DIRECTIONS => Write out every entry, unchanged. Skip any picture.
--- INPUT FOR THIS TASK ---
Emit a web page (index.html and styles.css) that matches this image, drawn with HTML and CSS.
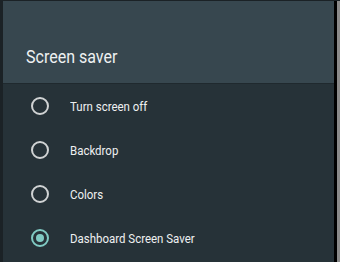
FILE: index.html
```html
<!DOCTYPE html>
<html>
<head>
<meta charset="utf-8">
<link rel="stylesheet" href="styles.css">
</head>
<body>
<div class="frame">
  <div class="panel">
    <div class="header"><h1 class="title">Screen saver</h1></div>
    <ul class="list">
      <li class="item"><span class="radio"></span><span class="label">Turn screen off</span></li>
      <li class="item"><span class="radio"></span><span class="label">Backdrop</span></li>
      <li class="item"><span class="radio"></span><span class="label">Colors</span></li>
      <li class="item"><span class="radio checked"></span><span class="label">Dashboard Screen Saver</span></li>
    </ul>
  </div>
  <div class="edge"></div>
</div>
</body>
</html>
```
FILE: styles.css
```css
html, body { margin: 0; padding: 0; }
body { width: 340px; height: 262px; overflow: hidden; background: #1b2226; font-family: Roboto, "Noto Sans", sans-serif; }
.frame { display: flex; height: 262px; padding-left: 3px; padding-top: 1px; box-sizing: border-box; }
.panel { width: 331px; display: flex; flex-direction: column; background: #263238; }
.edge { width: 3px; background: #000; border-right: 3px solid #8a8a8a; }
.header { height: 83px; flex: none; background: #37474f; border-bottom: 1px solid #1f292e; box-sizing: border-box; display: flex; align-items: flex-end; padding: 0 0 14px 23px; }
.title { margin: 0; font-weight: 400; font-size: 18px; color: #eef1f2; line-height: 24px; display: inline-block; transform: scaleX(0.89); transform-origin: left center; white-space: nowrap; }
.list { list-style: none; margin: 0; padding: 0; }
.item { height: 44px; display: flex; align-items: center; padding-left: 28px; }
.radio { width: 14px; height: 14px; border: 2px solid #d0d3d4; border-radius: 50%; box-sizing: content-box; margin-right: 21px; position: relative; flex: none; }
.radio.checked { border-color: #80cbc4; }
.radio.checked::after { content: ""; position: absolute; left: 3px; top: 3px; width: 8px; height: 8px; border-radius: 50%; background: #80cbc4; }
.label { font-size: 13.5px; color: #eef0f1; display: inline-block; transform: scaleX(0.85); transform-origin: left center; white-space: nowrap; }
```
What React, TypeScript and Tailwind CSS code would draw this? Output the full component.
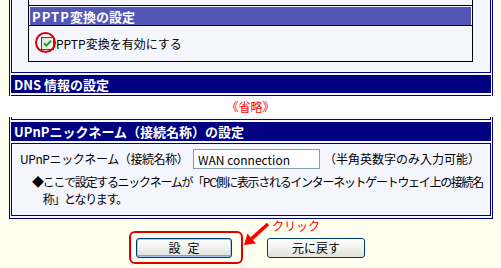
---
RESULT OF THIS TASK =>
Emit a web page (index.html and styles.css) that matches this image, drawn with HTML and CSS.
FILE: index.html
```html
<!DOCTYPE html>
<html>
<head>
<meta charset="utf-8">
<link rel="stylesheet" href="styles.css">
</head>
<body>
<div class="frame">
  <div class="panel">
    <div class="header"><h1 class="title">Screen saver</h1></div>
    <ul class="list">
      <li class="item"><span class="radio"></span><span class="label">Turn screen off</span></li>
      <li class="item"><span class="radio"></span><span class="label">Backdrop</span></li>
      <li class="item"><span class="radio"></span><span class="label">Colors</span></li>
      <li class="item"><span class="radio checked"></span><span class="label">Dashboard Screen Saver</span></li>
    </ul>
  </div>
  <div class="edge"></div>
</div>
</body>
</html>
```
FILE: styles.css
```css
html, body { margin: 0; padding: 0; }
body { width: 340px; height: 262px; overflow: hidden; background: #1b2226; font-family: Roboto, "Noto Sans", sans-serif; }
.frame { display: flex; height: 262px; padding-left: 3px; padding-top: 1px; box-sizing: border-box; }
.panel { width: 331px; display: flex; flex-direction: column; background: #263238; }
.edge { width: 3px; background: #000; border-right: 3px solid #8a8a8a; }
.header { height: 83px; flex: none; background: #37474f; border-bottom: 1px solid #1f292e; box-sizing: border-box; display: flex; align-items: flex-end; padding: 0 0 14px 23px; }
.title { margin: 0; font-weight: 400; font-size: 18px; color: #eef1f2; line-height: 24px; display: inline-block; transform: scaleX(0.89); transform-origin: left center; white-space: nowrap; }
.list { list-style: none; margin: 0; padding: 0; }
.item { height: 44px; display: flex; align-items: center; padding-left: 28px; }
.radio { width: 14px; height: 14px; border: 2px solid #d0d3d4; border-radius: 50%; box-sizing: content-box; margin-right: 21px; position: relative; flex: none; }
.radio.checked { border-color: #80cbc4; }
.radio.checked::after { content: ""; position: absolute; left: 3px; top: 3px; width: 8px; height: 8px; border-radius: 50%; background: #80cbc4; }
.label { font-size: 13.5px; color: #eef0f1; display: inline-block; transform: scaleX(0.85); transform-origin: left center; white-space: nowrap; }
```
What React, TypeScript and Tailwind CSS code would draw this? Output the full component.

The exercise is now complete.